While getting cash for this type of loan may take some time, it would still be one of your best options to get a more substantial amount of money to cover a major expense. With home equity lending, you could get as much as 80% of your equity which is the amount of the current market value of your home exceeding your unpaid mortgage.
When applying for the loan on home equity, you would need to present documents that show evidence of the need where you plan to use the money you would get. These loan purposes may include any of the following:
* Home repairs especially from damages caused by disaster
* Purchase of another property as a form of real estate investment
* Mortgage refinancing
* Buying of stocks and mutual funds investments
* Buying a new vehicle for the family
* Payment of debts incurred in your credit card
* Payment for tuition fees for university education
The documents that need to be presented for the lenders consideration and approval of your loan include:
* Letter of the accountant or statement of the financial adviser concerning the purchase of stocks
* Copy of the deed of sale when purchasing real property
* Latest statement of accounts of your credit card that needs to be consolidated
* Written quote of your contractor who would do your home renovations
Factors that affect the amount of cash that would be loaned to you would include your current monthly income, outstanding loans and other liabilities as well as the value of your present assets. The lender may even grant a loan of as much as 90% of your home equity if you are able to pay the Lender’s Mortgage Insurance (LMI) premium.

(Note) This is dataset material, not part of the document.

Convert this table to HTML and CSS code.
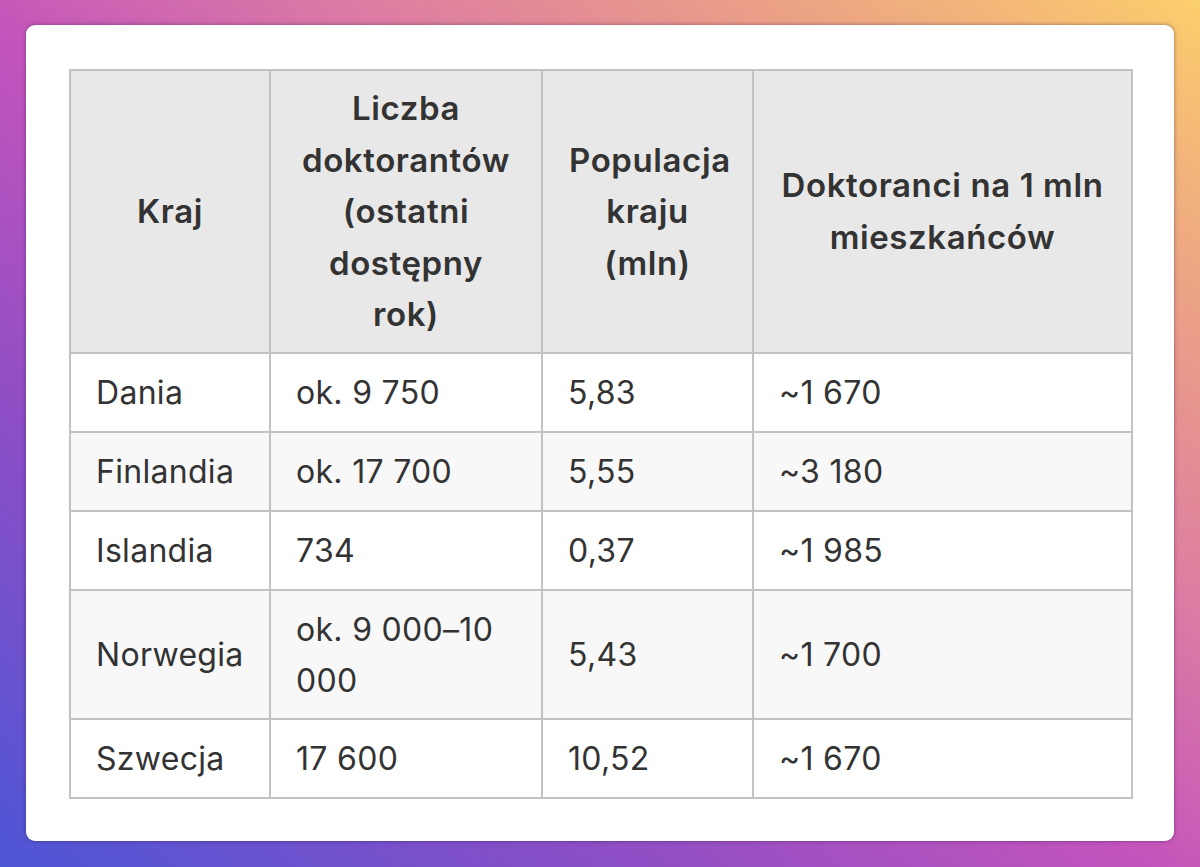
FILE: index.html
```html
<!DOCTYPE html>
<html lang="pl">
<head>
<meta charset="utf-8">
<title>Doktoranci</title>
<link rel="stylesheet" href="styles.css">
</head>
<body>
<main class="card">
  <table class="data">
    <colgroup>
      <col class="c1"><col class="c2"><col class="c3"><col class="c4">
    </colgroup>
    <thead>
      <tr>
        <th>Kraj</th>
        <th>Liczba doktorantów (ostatni dostępny rok)</th>
        <th>Populacja kraju (mln)</th>
        <th>Doktoranci na 1 mln mieszkańców</th>
      </tr>
    </thead>
    <tbody>
      <tr><td>Dania</td><td>ok. 9 750</td><td>5,83</td><td>~1 670</td></tr>
      <tr><td>Finlandia</td><td>ok. 17 700</td><td>5,55</td><td>~3 180</td></tr>
      <tr><td>Islandia</td><td>734</td><td>0,37</td><td>~1 985</td></tr>
      <tr><td>Norwegia</td><td>ok. 9 000–10 000</td><td>5,43</td><td>~1 700</td></tr>
      <tr><td>Szwecja</td><td>17 600</td><td>10,52</td><td>~1 670</td></tr>
    </tbody>
  </table>
</main>
</body>
</html>
```

FILE: styles.css
```css
* { box-sizing: border-box; }
html, body { margin: 0; height: 100%; }
body {
  width: 1200px;
  height: 867px;
  padding: 25px 26px 26px 26px;
  background: linear-gradient(to top right, #4c56d6 0%, #8a4ec6 25%, #c454bc 48%, #dc7aa4 64%, #e8988c 78%, #f3b47a 90%, #fbcf6c 100%);
  font-family: Inter, "Open Sans", "Liberation Sans", sans-serif;
  color: #333;
  overflow: hidden;
}
.card {
  background: #fff;
  border-radius: 9px;
  height: 816px;
  padding: 44px 43px;
  box-shadow: 0 0 4px rgba(40, 20, 60, 0.45);
}
.data {
  border-collapse: collapse;
  table-layout: fixed;
  width: 1062px;
  font-size: 32px;
  line-height: 51.5px;
  letter-spacing: 0.3px;
}
.c1 { width: 200px; }
.c2 { width: 272px; }
.c3 { width: 211px; }
.c4 { width: 379px; }
.data th, .data td {
  border: 2px solid #c2c2c2;
  padding: 13px 25px 11px;
  vertical-align: middle;
}
.data th {
  background: #e8e8e8;
  font-weight: 600;
  font-size: 33px;
  letter-spacing: 0.6px;
  text-align: center;
  padding: 12px 26px 11px;
  color: #333;
}
.data td {
  text-align: left;
  font-weight: 400;
  height: 79px;
}
.data tbody tr:nth-child(even) td { background: #f8f8f8; }
```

In considering interest rates arrangements, you may opt for the fixed interest rate especially in times of low interest seasons. This would give you a more stable option since you would be required to pay the same amount month after month throughout the loan period.
Variable interest rates could cause your monthly amortizations to rise as the interest rates in the market fluctuate a lot. It would be an advantage though if and when the market interest rates go down. Whichever way, it would always be best to consider the advice of your lender and financial adviser in deciding the best arrangements for your home equity loan.